Tom Petty – Runnin Down a Dream – E Major – Noisy shouts of joy, laughing pleasure and not yet complete, full delight lies in E Major.

Tom Petty – The Waiting – D Major – The key of triumph, of Hallejuahs, of war-cries, of victory-rejoicing. Thus, the inviting symphonies, the marches, holiday songs and heaven-rejoicing choruses are set in this key.

Led Zeppelin – Stairway to Heaven – A Minor – Pious womanliness and tenderness of character.

Bob Marley – 3 Little Birds – A Major – This key includes declarations of innocent love, satisfaction with one’s state of affairs; hope of seeing one’s beloved again when parting; youthful cheerfulness and trust in God.

Kate Bush – Running Up That Hill – C Minor – Declaration of love and at the same time the lament of unhappy love. All languishing, longing, sighing of the love-sick soul lies in this key.

I chose these songs randomly off the top of my head. I wanted to see if the moods and emotions of the keys matched the songs of today.

Now I ask myself whether all of this is common knowledge among musicians today. Or in the moment, while composing, musicians can simply feel the vibe. Are they drawn to the Key as they are expressing the emotion?

Consider also another genre, that of Soundtracks. Often these are developed by Classical Composers. Are they also chosing a key to impart an emotion in a movie?

This brings us back to Religion and my young Catholic Preist. Was he admitting they are using music to support an emotion or an energy in their worship practices?

Now understand. I am not Catholic. I grew up Episcopalian. Which means every word and incantation was from the same prayerbook. And up until they denied communion to any non-Catholic, you might not have known the difference – except the Episcopal priest would not have shut up and you could probably guess that he or she was or had been married at least once, unlike the catholic Priest where such humanity is forbidden.

But it is with these somewhat ancient practices that we can still see the fingerprints of underlying mind control. For so long it was in requiring all to be performed in Latin. But still now in the music.

Take some time to compare some of your own favorite songe to the Musical characteristcs key below. It is enlightening.

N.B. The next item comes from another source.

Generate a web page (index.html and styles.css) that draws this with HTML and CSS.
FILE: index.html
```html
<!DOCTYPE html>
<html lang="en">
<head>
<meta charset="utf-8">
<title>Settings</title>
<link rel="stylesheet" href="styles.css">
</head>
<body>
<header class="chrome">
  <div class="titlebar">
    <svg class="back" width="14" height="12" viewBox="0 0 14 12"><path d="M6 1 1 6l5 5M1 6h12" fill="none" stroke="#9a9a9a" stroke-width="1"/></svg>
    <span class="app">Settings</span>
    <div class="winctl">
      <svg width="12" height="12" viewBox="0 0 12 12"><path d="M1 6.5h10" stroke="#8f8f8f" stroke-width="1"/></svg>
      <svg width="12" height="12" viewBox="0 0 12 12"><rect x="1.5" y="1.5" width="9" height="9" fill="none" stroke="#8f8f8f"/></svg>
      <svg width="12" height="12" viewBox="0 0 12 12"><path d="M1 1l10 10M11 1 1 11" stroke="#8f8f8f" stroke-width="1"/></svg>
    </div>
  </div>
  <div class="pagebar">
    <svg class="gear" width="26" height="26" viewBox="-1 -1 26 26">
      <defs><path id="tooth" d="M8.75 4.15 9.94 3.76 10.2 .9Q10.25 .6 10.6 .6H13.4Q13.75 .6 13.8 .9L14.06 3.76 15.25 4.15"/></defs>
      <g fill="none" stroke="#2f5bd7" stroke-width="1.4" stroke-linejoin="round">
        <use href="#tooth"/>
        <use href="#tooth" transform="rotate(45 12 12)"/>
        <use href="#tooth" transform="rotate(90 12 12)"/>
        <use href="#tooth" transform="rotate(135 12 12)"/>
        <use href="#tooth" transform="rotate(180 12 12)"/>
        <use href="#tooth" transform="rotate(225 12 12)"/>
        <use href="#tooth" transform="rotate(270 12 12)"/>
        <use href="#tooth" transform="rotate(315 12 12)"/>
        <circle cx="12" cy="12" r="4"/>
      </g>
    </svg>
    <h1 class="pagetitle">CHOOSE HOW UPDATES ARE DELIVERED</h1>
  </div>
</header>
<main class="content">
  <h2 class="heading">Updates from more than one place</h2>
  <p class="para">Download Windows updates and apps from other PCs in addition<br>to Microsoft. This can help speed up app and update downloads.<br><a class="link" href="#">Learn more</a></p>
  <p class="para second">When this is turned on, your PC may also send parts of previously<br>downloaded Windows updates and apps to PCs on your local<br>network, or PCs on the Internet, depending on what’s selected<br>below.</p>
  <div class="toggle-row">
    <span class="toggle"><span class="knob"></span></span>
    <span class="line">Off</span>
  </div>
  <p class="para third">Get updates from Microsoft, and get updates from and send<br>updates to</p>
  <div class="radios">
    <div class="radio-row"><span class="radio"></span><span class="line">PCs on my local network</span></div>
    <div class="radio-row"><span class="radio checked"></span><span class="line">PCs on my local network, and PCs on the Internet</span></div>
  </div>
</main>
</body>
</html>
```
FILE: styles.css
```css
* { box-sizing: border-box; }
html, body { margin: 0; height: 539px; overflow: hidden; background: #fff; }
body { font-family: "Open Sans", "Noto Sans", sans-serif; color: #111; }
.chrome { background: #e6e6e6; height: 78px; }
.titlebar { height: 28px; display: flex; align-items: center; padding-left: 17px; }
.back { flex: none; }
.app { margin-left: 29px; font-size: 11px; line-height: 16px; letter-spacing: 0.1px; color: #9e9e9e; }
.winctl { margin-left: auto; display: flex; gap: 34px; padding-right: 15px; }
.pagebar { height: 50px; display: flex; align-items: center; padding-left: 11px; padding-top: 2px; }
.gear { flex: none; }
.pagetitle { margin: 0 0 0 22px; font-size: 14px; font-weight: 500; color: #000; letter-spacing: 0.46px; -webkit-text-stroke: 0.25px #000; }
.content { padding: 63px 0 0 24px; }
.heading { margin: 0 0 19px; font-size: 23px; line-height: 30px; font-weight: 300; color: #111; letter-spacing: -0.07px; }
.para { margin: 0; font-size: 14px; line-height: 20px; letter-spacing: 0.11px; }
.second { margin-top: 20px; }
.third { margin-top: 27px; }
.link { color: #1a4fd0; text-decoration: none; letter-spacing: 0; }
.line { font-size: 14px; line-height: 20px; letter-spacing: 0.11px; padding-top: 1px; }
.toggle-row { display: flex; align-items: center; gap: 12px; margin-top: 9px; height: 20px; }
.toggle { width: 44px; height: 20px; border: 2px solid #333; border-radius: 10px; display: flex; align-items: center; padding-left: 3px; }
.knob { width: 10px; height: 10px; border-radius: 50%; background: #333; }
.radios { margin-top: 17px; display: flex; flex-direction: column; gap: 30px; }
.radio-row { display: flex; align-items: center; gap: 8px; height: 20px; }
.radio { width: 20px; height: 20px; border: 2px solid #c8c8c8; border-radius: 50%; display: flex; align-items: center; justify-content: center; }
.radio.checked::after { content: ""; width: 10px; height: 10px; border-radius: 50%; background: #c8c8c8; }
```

Affective Musical Key Characteristics

C Major

Completely Pure. Its character is: innocence, simplicity, naïvety, children’s talk.

C Minor
Declaration of love and at the same time the lament of unhappy love. All languishing, longing, sighing of the love-sick soul lies in this key.

D♭ Major
A leering key, degenerating into grief and rapture. It cannot laugh, but it can smile; it cannot howl, but it can at least grimace its crying.–Consequently only unusual characters and feelings can be brought out in this key.

C# Minor
Penitential lamentation, intimate conversation with God, the friend and help-meet of life; sighs of disappointed friendship and love lie in its radius.

D Major
The key of triumph, of Hallejuahs, of war-cries, of victory-rejoicing. Thus, the inviting symphonies, the marches, holiday songs and heaven-rejoicing choruses are set in this key.

D Minor
Melancholy womanliness, the spleen and humours brood.

E♭ Major
The key of love, of devotion, of intimate conversation with God.

D# Minor
Feelings of the anxiety of the soul’s deepest distress, of brooding despair, of blackest depresssion, of the most gloomy condition of the soul. Every fear, every hesitation of the shuddering heart, breathes out of horrible D# minor. If ghosts could speak, their speech would approximate this key.

E Major
Noisy shouts of joy, laughing pleasure and not yet complete, full delight lies in E Major.

E minor
Naïve, womanly innocent declaration of love, lament without grumbling; sighs accompanied by few tears; this key speaks of the imminent hope of resolving in the pure happiness of C major.
F Major
Complaisance & Calm.

F Minor
Deep depression, funereal lament, groans of misery and longing for the grave.

F# Major
Triumph over difficulty, free sigh of relief utered when hurdles are surmounted; echo of a soul which has fiercely struggled and finally conquered lies in all uses of this key.

F# Minor
A gloomy key: it tugs at passion as a dog biting a dress. Resentment and discontent are its language.

G Major
Everything rustic, idyllic and lyrical, every calm and satisfied passion, every tender gratitude for true friendship and faithful love,–in a word every gentle and peaceful emotion of the heart is correctly expressed by this key.

G Minor
Discontent, uneasiness, worry about a failed scheme; bad-tempered gnashing of teeth; in a word: resentment and dislike.

A♭ Major
Key of the grave. Death, grave, putrefaction, judgment, eternity lie in its radius.

A♭ Minor
Grumbler, heart squeezed until it suffocates; wailing lament, difficult struggle; in a word, the color of this key is everything struggling with difficulty.

A Major
This key includes declarations of innocent love, satisfaction with one’s state of affairs; hope of seeing one’s beloved again when parting; youthful cheerfulness and trust in God.

A minor
Pious womanliness and tenderness of character.

B♭ Major
Cheerful love, clear conscience, hope aspiration for a better world.

B♭ minor
A quaint creature, often dressed in the garment of night. It is somewhat surly and very seldom takes on a pleasant countenance. Mocking God and the world; discontented with itself and with everything; preparation for suicide sounds in this key.

B Major
Strongly coloured, announcing wild passions, composed from the most glaring coulors. Anger, rage, jealousy, fury, despair and every burden of the heart lies in its sphere.

B Minor
This is as it were the key of patience, of calm awaiting ones’s fate and of submission to divine dispensation.

Translated by Rita Steblin in A History of Key Characteristics in the 18th and Early 19th Centuries. UMI Research Press (1983).